一つは当時インターン先のオルタナティブスクールで子ども達と体を動かしながら「わらべ歌」を歌ったとき。なんか心がすごくあったかくなって、帰りのバスで一人、涙がどんどん溢れ出てきた。
生きている心地がしなかった小学校時代を乗り越えて、今大人になった自分が小学生の子どもたちと関わって、ふれあって、心の底から笑顔になって、癒されて。なんだかすごくあたたかい気持ちで包まれたんだよね。しかもそういう経験は、自分がどん底だったところから着実に歩んだ先にあったことだったから、

「生きていてよかった。」

って本当に思えた。そんな風に思える経験をこれからも大事にしていきたいし、もっと噛みしめられるようになりたいんだ。
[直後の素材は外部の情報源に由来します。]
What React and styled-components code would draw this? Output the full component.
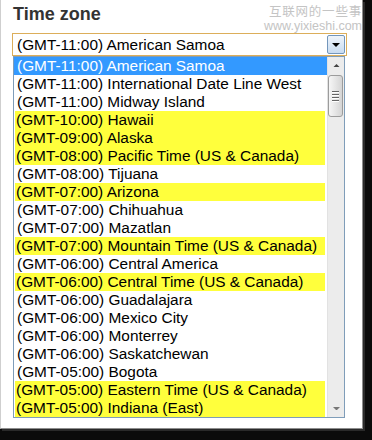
import React from 'react';
import styled, { createGlobalStyle } from 'styled-components';

const GlobalStyle = createGlobalStyle`
  html, body {
    margin: 0;
    padding: 0;
    background: #0b0b0b;
  }
  body {
    width: 372px;
    height: 440px;
    overflow: hidden;
    font-family: "Liberation Sans", Arial, sans-serif;
  }
`;

const Panel = styled.div`
  position: relative;
  box-sizing: border-box;
  width: 363px;
  height: 429px;
  padding: 3px 0 0 11px;
  background: #ffffff;
  border-left: 1px solid #cfcfcf;
  border-right: 1px solid #8d8d8d;
  border-bottom: 1px solid #8d8d8d;
  box-shadow: 2px 2px 0 #2a2a2a;
`;

const Title = styled.h2`
  margin: 0 0 8px 1px;
  font-size: 18px;
  line-height: 22px;
  font-weight: bold;
  color: #333333;
`;

const Select = styled.div`
  box-sizing: border-box;
  display: flex;
  align-items: center;
  width: 335px;
  height: 23px;
  padding: 1px 1px 1px 4px;
  border: 1px solid #dcae5a;
  font-size: 15.4px;
  color: #000;
`;

const SelectText = styled.span`
  flex: 1;
  white-space: nowrap;
`;

const DropButton = styled.div`
  box-sizing: border-box;
  display: flex;
  align-items: center;
  justify-content: center;
  width: 18px;
  height: 19px;
  border: 1px solid #7396bb;
  border-radius: 2px;
  background: linear-gradient(#eef4fb, #c9dcf1);
`;

const List = styled.div`
  box-sizing: border-box;
  display: flex;
  width: 332px;
  height: 362px;
  margin-left: 1px;
  border: 1px solid #7f9db9;
  overflow: hidden;
  background: #fff;
`;

const Options = styled.div`
  flex: 1;
  display: flex;
  flex-direction: column;
`;

const Option = styled.div`
  flex: 0 0 18px;
  height: 18px;
  line-height: 18px;
  font-size: 15.4px;
  white-space: nowrap;
  padding-left: ${({ $mark }) => ($mark ? '1px' : '3px')};
  margin: ${({ $mark }) => ($mark ? '0 2px 0 1px' : '0')};
  color: ${({ $selected }) => ($selected ? '#ffffff' : '#000000')};
  background: ${({ $selected, $mark }) =>
    $selected ? '#3399ff' : $mark ? '#ffff3c' : 'transparent'};
`;

const Scrollbar = styled.div`
  box-sizing: border-box;
  display: flex;
  flex-direction: column;
  width: 17px;
  background: #ececec;
  border-left: 1px solid #e2e2e2;
`;

const Arrow = styled.div`
  display: flex;
  align-items: center;
  justify-content: center;
  height: 17px;
`;

const Track = styled.div`
  flex: 1;
  padding: 1px 0 0 0;
`;

const Thumb = styled.div`
  box-sizing: border-box;
  display: flex;
  flex-direction: column;
  align-items: center;
  justify-content: center;
  gap: 2px;
  width: 15px;
  height: 42px;
  border: 1px solid #9c9c9c;
  border-radius: 3px;
  background: linear-gradient(90deg, #f6f6f6, #e2e2e2 60%, #d4d4d4);
`;

const Grip = styled.span`
  display: block;
  width: 7px;
  height: 1px;
  background: #666;
  box-shadow: 0 1px 0 #fff;
`;

const Watermark = styled.div`
  position: absolute;
  top: 1px;
  right: 0;
  display: flex;
  flex-direction: column;
  align-items: flex-end;
  color: #c4c4c4;
  white-space: nowrap;
  pointer-events: none;
`;

const WatermarkCn = styled.span`
  font-family: "Noto Sans CJK SC", sans-serif;
  font-size: 12.5px;
  line-height: normal;
  letter-spacing: 0.8px;
`;

const WatermarkUrl = styled.span`
  font-family: "Liberation Sans", Arial, sans-serif;
  font-size: 12.5px;
  line-height: 13px;
`;

const zones = [
  ['(GMT-11:00) American Samoa', false],
  ['(GMT-11:00) International Date Line West', false],
  ['(GMT-11:00) Midway Island', false],
  ['(GMT-10:00) Hawaii', true],
  ['(GMT-09:00) Alaska', true],
  ['(GMT-08:00) Pacific Time (US & Canada)', true],
  ['(GMT-08:00) Tijuana', false],
  ['(GMT-07:00) Arizona', true],
  ['(GMT-07:00) Chihuahua', false],
  ['(GMT-07:00) Mazatlan', false],
  ['(GMT-07:00) Mountain Time (US & Canada)', true],
  ['(GMT-06:00) Central America', false],
  ['(GMT-06:00) Central Time (US & Canada)', true],
  ['(GMT-06:00) Guadalajara', false],
  ['(GMT-06:00) Mexico City', false],
  ['(GMT-06:00) Monterrey', false],
  ['(GMT-06:00) Saskatchewan', false],
  ['(GMT-05:00) Bogota', false],
  ['(GMT-05:00) Eastern Time (US & Canada)', true],
  ['(GMT-05:00) Indiana (East)', true],
];

const Tri = ({ up, color = '#000', w = 8 }) => (
  <svg width={w} height={w / 2} viewBox="0 0 8 4">
    {up ? (
      <polygon points="0,4 8,4 4,0" fill={color} />
    ) : (
      <polygon points="0,0 8,0 4,4" fill={color} />
    )}
  </svg>
);

const App = () => (
  <>
    <GlobalStyle />
    <Panel>
      <Title>Time zone</Title>
      <Select>
        <SelectText>(GMT-11:00) American Samoa</SelectText>
        <DropButton>
          <Tri w={8} />
        </DropButton>
      </Select>
      <List>
        <Options>
          {zones.map(([label, mark], idx) => (
            <Option key={idx} $selected={idx === 0} $mark={mark}>
              {label}
            </Option>
          ))}
        </Options>
        <Scrollbar>
          <Arrow>
            <Tri up w={7} color="#444" />
          </Arrow>
          <Track>
            <Thumb>
              <Grip />
              <Grip />
              <Grip />
              <Grip />
            </Thumb>
          </Track>
          <Arrow>
            <Tri w={7} color="#777" />
          </Arrow>
        </Scrollbar>
      </List>
      <Watermark>
        <WatermarkCn>互联网的一些事</WatermarkCn>
        <WatermarkUrl>www.yixieshi.com</WatermarkUrl>
      </Watermark>
    </Panel>
  </>
);

export default App;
もう一つは、友達が「死にたい」って自分に言って来たとき。直接その言葉を聞いた瞬間、自分が子どもの頃に苦しかったことと、その子の今の状況がリンクしたんだよね。
自分は、大切な人には「死にたい」なんて思ってほしくない。でもどんなに大学で心理学を勉強していても、自分はまだまだ力になれていないなと、無力感をその時すごく感じた。それもあって、「生きる」ことについて改めてもう一回考えてみたいと思ったんだ。

島でのテーマを書いてみた

自分が生きるために必要なものを見つけに島へ

島に行くことを選んだのは、良い意味で島にはなにもないから。
地元だと色んなモノやコトがそろっているし、家族もいれば友達もいる。だからこそ、そうでない場所に行ってみたかった。

来島してから3週間目。島で暮らし始めてからは、来る前よりも自分の時間をどう使うかを大事にできるようになった気がする。例えば日記。今までは書こうと決めてもちゃんと継続できたことがなくて、続いてもせいぜい3日間だけ。でもここに来てからは、毎日夜は自分と向き合いながら日記を書けるようになった。

他にも、一面の広い田んぼの景色を眺めながら自転車を走らせたり、地元の人からいただいた野菜であったかいごはんを食べたり、シェアハウスのみんなとしゃべったり、「生きていてよかった」と感じられる瞬間が日々たくさんある。

シェアメイトが表紙を書いてくれたお気に入りの日記

海士町のキャッチコピー 「ないものはない」。
その言葉に
「生きるために必要なものは全てここにある」
という意味が込められているのを知ったとき、すごく心が動かされた。

自分が生きるために必要なものってなんだろう?

それをこの島で、これから存分に体験していきたいな。